The couple had three daughters—Mary Ellin Barrett, Linda Emmett, and Elizabeth Peters — and a son, Irving Berlin, Jr., who died as an infant on Christmas Day.

Berlin's patriotism was real, and deep. Too old for military service when his country entered World War II in 1941, he devoted his time and energy to writing new patriotic songs, such as "Any Bonds Today?", donating the proceeds from the film This Is the Army to the army itself, and entertaining the troops with a road company of that show, in which he was a member of the cast. After performances in the United States, the show played in London in 1943, at a time when the city was still under air attack from Germany. After a tour of the British Isles, the show went on to North Africa and then Italy, playing in Rome only weeks after that city was liberated. Next came the Middle East and the Pacific, where performances often took place in close proximity to battle zones. In recognition of this important and courageous contribution to troop morale, at war's end Berlin was awarded the Medal of Merit by President Truman.

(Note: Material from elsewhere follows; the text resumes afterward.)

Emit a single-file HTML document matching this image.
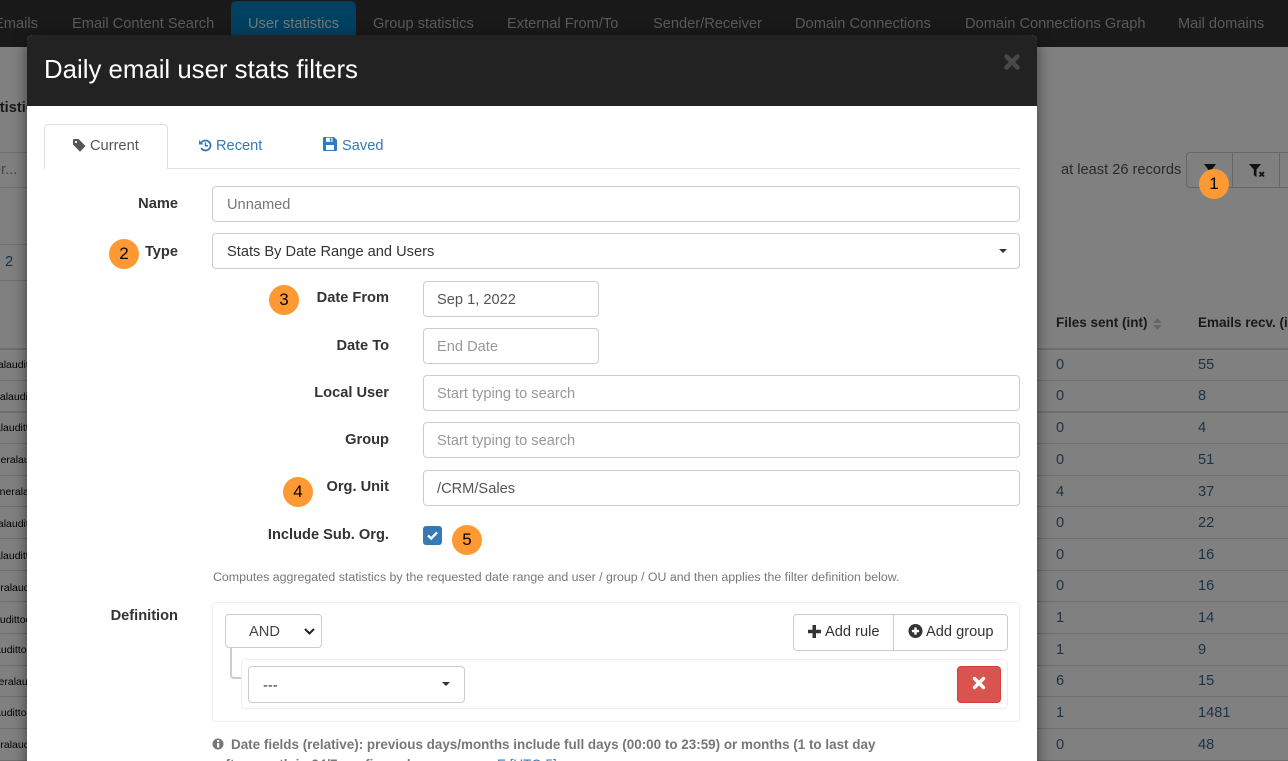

A political conservative, Berlin supported the presidential candidacy of General Dwight Eisenhower, and his song "I Like Ike" featured prominently in the Eisenhower campaign. In his later years he became conservative in his views on music, as well; he had no use for the new styles sweeping through American popular music in the 1950s and 1960s, such as rock 'n' roll, and he virtually gave up songwriting after the failure of the musical Mr. President in 1962. In 1968, Berlin was awarded the Grammy Lifetime Achievement Award. Becoming a virtual recluse in his last years, Berlin did not attend the 100th birthday party held in his honor. However, he did attend the centennial celebrations for the Statue of Liberty in 1986.

Death

Berlin died in his sleep on September 22, 1989, in New York City at the age of 101 and was interred in the Woodlawn Cemetery in The Bronx, New York.